It is pretty well known that we deal with nbnco.com.au a lot in Fixed Wireless (FW) and Fibre to the Node (FTTN) technologies. We have experience in Fibre to the Premises (FTTP) as well and try to get anyone that can away from Satellite (Sat or SkyMuster) if we can.
We’ve even been accredited as NBN Business Advisors due to our training and commitment to getting people connected.
But sometimes the rules don’t make sense… <shakes head slowly>
Here is a situation that we just can’t get our heads around. We’ve known about it for a while and were hoping that logic would come to the fore and prevail. Alas…
As the NBN rollout progresses there have been two technologies available outside of towns – Fixed Wireless and Satellite (or SkyMuster).
Fixed Wireless was slowly rolling out from the beginning of the NBN and then suddenly we had a SkyMuster satellite launch and those that weren’t allocated Fixed Wireless were allocated to SkyMuster.
Great! NBN is here! We finally have the suburban equivalent in the bush!
Unfortunately the “equivalent” is not so equal when you compare three major components; price, quota and latency, so we must get into a little bit of back story to get up to speed.
Satellite plans are more expensive that fixed line or fixed wireless plans, are limited in the amount of data that you can use per month and have a latency of 550ms as a minimum. This is the delay that your connection has to the internet and here is a comparison of latency off the top of my head:
- FTTP <5ms
- FTTN <40ms
- FW < 60ms
- Sat > 500ms
So, you can see that Satellite is the poor cousin of NBN technologies and is not at all equivalent (IMO).
Sure, better than nothing and great as the worst available if there is nothing else, but by no means equivalent. Satellite is the most costly and therefore most precious of the NBN technologies – it should go to those few that cannot get anything else.
We have worked with RSPs like Aussie Broadband and various NBN teams such as NBN Local and now the ICT Channel in NBN Business to identify sites through local knowledge and hours of mapping to try and get clients a better solution. It is tedious, time consuming and frustrating work, so why do we do it? To get a better result for our clients – often at our cost.
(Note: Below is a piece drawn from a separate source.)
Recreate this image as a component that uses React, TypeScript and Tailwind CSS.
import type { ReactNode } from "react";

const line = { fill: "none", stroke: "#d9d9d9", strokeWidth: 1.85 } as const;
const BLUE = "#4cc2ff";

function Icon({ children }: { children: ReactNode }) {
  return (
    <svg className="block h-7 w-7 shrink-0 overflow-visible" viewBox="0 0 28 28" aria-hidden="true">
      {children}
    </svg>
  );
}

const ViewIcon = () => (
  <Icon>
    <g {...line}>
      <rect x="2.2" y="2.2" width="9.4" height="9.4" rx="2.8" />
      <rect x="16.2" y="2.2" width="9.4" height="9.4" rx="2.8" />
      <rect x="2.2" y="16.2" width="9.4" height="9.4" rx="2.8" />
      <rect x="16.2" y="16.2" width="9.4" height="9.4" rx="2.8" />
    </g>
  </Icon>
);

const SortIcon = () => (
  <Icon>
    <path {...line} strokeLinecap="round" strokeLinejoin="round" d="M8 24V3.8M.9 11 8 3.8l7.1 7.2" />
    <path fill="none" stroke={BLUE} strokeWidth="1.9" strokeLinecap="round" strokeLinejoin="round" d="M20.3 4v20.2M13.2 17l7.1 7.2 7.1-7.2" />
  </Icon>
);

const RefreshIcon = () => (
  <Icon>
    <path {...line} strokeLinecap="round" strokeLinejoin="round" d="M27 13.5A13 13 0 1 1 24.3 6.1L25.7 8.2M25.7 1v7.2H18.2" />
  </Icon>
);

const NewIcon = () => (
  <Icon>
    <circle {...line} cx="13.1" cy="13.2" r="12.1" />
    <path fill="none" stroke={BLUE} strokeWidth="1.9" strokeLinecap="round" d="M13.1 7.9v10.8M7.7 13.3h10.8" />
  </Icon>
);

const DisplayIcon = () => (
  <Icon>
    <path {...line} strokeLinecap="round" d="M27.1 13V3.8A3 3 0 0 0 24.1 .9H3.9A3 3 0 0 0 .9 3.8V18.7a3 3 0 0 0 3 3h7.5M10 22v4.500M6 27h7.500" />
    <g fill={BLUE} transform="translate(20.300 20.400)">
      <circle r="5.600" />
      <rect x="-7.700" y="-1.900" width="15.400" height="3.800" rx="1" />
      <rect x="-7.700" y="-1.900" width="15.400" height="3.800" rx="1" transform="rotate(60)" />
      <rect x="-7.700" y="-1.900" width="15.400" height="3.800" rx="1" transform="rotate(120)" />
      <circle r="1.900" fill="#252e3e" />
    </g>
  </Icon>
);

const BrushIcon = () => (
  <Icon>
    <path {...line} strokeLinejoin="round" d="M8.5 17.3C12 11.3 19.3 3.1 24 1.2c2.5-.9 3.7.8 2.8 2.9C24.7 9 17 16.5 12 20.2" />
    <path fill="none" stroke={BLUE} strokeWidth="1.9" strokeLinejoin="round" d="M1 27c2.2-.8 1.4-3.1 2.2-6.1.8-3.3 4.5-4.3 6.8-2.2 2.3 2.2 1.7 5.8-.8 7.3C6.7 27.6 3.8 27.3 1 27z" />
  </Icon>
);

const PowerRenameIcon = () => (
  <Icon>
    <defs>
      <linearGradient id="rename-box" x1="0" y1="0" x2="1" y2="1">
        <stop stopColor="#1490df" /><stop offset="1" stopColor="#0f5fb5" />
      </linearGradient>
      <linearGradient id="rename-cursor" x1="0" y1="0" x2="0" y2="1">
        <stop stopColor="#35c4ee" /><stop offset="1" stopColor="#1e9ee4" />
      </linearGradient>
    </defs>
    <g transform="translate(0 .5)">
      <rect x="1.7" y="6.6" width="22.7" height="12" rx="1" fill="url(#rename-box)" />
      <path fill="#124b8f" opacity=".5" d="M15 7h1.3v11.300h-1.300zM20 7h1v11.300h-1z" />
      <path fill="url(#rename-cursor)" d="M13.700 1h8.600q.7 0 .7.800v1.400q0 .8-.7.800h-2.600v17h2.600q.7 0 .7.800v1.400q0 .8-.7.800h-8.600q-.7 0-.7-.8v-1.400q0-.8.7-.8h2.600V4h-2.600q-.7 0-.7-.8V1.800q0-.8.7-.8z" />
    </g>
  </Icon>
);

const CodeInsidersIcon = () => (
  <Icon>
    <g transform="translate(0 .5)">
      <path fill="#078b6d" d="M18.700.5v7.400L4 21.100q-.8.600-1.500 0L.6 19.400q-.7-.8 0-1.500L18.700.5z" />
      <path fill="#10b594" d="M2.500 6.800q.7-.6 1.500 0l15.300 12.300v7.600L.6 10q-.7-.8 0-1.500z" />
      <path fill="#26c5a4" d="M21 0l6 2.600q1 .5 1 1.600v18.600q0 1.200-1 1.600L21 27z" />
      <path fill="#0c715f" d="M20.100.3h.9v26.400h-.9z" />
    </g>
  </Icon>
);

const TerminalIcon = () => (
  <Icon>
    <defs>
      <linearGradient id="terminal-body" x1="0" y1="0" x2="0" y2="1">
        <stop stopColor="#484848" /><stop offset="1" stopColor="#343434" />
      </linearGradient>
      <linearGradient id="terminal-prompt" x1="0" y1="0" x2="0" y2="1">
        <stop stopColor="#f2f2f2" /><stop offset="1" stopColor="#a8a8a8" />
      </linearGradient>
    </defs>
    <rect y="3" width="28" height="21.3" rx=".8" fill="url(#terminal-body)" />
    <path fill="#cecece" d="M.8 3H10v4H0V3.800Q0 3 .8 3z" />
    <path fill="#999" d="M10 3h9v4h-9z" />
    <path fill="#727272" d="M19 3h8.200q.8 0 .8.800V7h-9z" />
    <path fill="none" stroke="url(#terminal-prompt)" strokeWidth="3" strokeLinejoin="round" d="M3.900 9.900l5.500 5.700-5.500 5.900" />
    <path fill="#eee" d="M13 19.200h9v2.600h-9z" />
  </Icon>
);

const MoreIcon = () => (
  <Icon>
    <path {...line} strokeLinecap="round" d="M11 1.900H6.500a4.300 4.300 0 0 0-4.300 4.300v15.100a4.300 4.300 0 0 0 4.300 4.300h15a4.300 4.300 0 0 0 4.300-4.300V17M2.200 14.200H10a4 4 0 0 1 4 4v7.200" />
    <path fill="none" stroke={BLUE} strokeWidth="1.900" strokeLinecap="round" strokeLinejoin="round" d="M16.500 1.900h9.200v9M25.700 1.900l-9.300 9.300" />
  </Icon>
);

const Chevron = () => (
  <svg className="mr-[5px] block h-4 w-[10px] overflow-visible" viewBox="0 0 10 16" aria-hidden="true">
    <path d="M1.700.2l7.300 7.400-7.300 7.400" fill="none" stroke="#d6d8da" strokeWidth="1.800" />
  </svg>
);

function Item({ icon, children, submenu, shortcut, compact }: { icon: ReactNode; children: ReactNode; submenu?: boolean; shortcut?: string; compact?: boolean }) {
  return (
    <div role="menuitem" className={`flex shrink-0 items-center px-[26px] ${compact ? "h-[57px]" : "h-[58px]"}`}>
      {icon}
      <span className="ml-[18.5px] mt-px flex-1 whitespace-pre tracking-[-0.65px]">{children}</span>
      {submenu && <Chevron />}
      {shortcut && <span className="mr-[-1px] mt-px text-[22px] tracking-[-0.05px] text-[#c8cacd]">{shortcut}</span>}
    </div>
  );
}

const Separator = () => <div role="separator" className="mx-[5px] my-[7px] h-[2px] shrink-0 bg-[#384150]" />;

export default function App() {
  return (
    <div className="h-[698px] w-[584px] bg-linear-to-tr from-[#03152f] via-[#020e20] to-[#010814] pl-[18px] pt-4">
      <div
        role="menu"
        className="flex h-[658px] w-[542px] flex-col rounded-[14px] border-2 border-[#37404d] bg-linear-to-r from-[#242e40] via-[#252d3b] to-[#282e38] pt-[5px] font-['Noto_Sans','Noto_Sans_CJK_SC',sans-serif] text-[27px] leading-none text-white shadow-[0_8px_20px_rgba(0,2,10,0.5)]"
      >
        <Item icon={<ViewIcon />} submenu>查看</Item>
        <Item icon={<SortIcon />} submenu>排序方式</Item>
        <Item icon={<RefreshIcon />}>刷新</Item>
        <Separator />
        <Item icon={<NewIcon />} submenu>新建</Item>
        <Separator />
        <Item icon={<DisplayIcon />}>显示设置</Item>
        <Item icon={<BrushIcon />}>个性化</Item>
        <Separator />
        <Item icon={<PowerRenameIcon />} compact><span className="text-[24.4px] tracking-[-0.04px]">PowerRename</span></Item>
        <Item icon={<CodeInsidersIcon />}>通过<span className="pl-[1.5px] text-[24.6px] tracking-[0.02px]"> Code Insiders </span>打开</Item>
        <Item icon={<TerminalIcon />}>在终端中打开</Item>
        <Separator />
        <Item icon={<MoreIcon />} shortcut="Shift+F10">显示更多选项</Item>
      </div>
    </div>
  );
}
Now we come down to the rub, the irk, the seething anger, the unbelievable lack of logic and the reason for this post.
The Fixed Wireless footprint has been evolving over time. New towers have been announced and people within the Fixed Wireless footprint have incorrectly been listed as Satellite from the start. Many have chosen to accept that this is their connection type as allocated and installed.
Some, at a later date have questioned their connection type. Maybe they’ve seen a Fixed Wireless tower on the horizon or talked to someone at the pub or despaired at their internet banking failures, inability to use interactive services or lack of Netflix. Either way, they’ve found out about Fixed Wireless and want to have a go.
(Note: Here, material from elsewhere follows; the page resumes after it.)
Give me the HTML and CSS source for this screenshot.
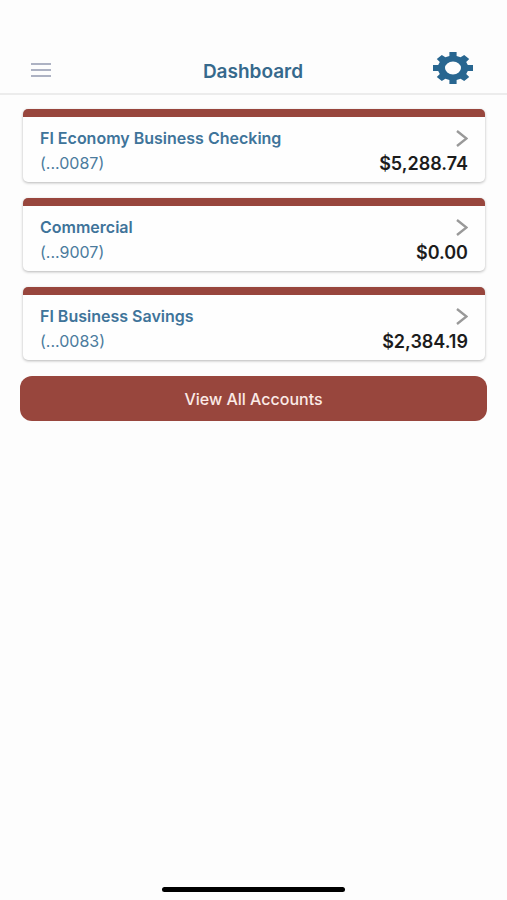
FILE: index.html
```html
<!DOCTYPE html>
<html lang="en">
<head>
<meta charset="utf-8">
<meta name="viewport" content="width=device-width, initial-scale=1">
<title>Dashboard</title>
<link rel="stylesheet" href="styles.css">
</head>
<body>
<header class="topbar">
  <button class="icon-button" type="button" aria-label="Menu">
    <svg width="20" height="16" viewBox="0 0 20 16" fill="none" stroke="#9299b0" stroke-width="1.6"><path d="M0 2h20M0 8h20M0 14h20"/></svg>
  </button>
  <h1 class="title">Dashboard</h1>
  <button class="icon-button settings" type="button" aria-label="Settings">
    <svg width="40" height="32" viewBox="-20 -20 40 40" preserveAspectRatio="none" fill="#286690">
      <path fill-rule="evenodd" d="M-3.6-20H3.6V-15L7.6-13.4L11.2-16.4L16.2-11.4L13.2-7.6L14.8-3.8H20V3.8H14.8L13.2 7.6L16.2 11.4L11.2 16.4L7.6 13.4L3.6 15V20H-3.6V15L-7.6 13.4L-11.2 16.4L-16.2 11.4L-13.2 7.6L-14.8 3.8H-20V-3.8H-14.8L-13.2-7.6L-16.2-11.4L-11.2-16.4L-7.6-13.4L-3.6-15ZM-8 0A8 8 0 1 0 8 0A8 8 0 1 0-8 0Z"/>
    </svg>
  </button>
</header>
<main class="content">
  <a class="card" href="#">
    <span class="row"><span class="name">FI Economy Business Checking</span>
      <svg class="chevron" width="12" height="18" viewBox="0 0 12 18"><path d="M1 1L10.5 8.5L1 16"/></svg></span>
    <span class="row"><span class="number">(...0087)</span><span class="balance">$5,288.74</span></span>
  </a>
  <a class="card" href="#">
    <span class="row"><span class="name">Commercial</span>
      <svg class="chevron" width="12" height="18" viewBox="0 0 12 18"><path d="M1 1L10.5 8.5L1 16"/></svg></span>
    <span class="row"><span class="number">(...9007)</span><span class="balance">$0.00</span></span>
  </a>
  <a class="card" href="#">
    <span class="row"><span class="name">FI Business Savings</span>
      <svg class="chevron" width="12" height="18" viewBox="0 0 12 18"><path d="M1 1L10.5 8.5L1 16"/></svg></span>
    <span class="row"><span class="number">(...0083)</span><span class="balance">$2,384.19</span></span>
  </a>
  <button class="view-all" type="button">View All Accounts</button>
</main>
<footer class="home"><span class="home-bar"></span></footer>
</body>
</html>
```
FILE: styles.css
```css
* {
  box-sizing: border-box;
}

body {
  display: flex;
  flex-direction: column;
  min-height: 100vh;
  margin: 0;
  background: #fdfdfd;
  font-family: Inter, "Liberation Sans", sans-serif;
}

button {
  margin: 0;
  padding: 0;
  border: 0;
  font: inherit;
  cursor: pointer;
}

svg {
  display: block;
}

.topbar {
  display: grid;
  grid-template-columns: 1fr auto 1fr;
  align-items: center;
  padding: 48px 34px 5px 31px;
  border-bottom: 2px solid #ececec;
}

.icon-button {
  justify-self: start;
  padding: 4px 0 0;
  background: none;
}

.settings {
  justify-self: end;
  padding: 0;
}

.title {
  margin: 0;
  padding: 8px 0 0 2px;
  color: #36698c;
  font-size: 19px;
  font-weight: 600;
  line-height: 32px;
}

.content {
  display: flex;
  flex-direction: column;
  gap: 16px;
  padding: 14px 20px;
}

.card {
  display: block;
  margin: 0 2px 0 3px;
  padding: 9px 17px 6px;
  border-top: 8px solid #98463d;
  border-radius: 5px;
  background: #fefefe;
  box-shadow: 0 1px 3px rgba(0, 0, 0, 0.28);
  text-decoration: none;
}

.row {
  display: flex;
  justify-content: space-between;
  align-items: center;
  line-height: 25px;
}

.name {
  color: #3f749a;
  font-size: 16px;
  font-weight: 600;
}

.number {
  color: #4b7b9d;
  font-size: 16px;
}

.balance {
  color: #1c1c1c;
  font-size: 18px;
  font-weight: 600;
}

.chevron {
  fill: none;
  stroke: #999;
  stroke-width: 2.4;
}

.view-all {
  height: 45px;
  border-radius: 12px;
  background: #98463d;
  color: #fbeae6;
  font-size: 16px;
  font-weight: 500;
}

.home {
  display: flex;
  justify-content: center;
  margin-top: auto;
  padding-bottom: 8px;
}

.home-bar {
  width: 36%;
  height: 5px;
  border-radius: 3px;
  background: #000;
}
```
They’ve had their bite of the NBN cherry and it has left a sour taste in their mouth.
But NBN promotes their “Technology Choice” program for those that want to upgrade their connection doesn’t it? Anyone that wants to pay for a better connection can, right?
“The Technology Choice Program provides interested parties with the option to pay for a switch to their nbn™ broadband access network technology.” – nbnco.com.au 22/11/18
So now we get to the infographic.
If the customer has already had a Satellite install, their only option in Technology Choice upgrades is to upgrade to FTTP! I must repeat this in a different way as it makes no sense.
If SkyMuster was the only option for NBN and then a Fixed Wireless tower is built in the area, users that went with SkyMuster cannot even pay to change to Fixed Wireless.
“But they have the chance to upgrade to fibre”, I hear you ask. Yes, they have the choice to pay the fees to get a very rude shock at the cost of upgrading to fibre. Someone in Queensland spent over $200k for an upgrade but that wasn’t from Satellite to FTTP, it was from Fixed Wireless to FTTP.
As far as we know, there has not been a single application for NBN Technology Choice from Satellite to FTTP. Please correct us (with evidence) if we are wrong.
Here is some media regarding NBN Technology Choice. You’ll note a distinct lack of discussion about Satellite.
This isn’t about money but a stupid rule that is put in place perhaps for a historical reason that certainly doesn’t apply today.
So there you have it. If you took the opportunity to get NBN SkyMuster in an area that later became Fixed Wireless, you chose poorly. It isn’t your fault though, NBN would have told you that it was your only choice – and now it is.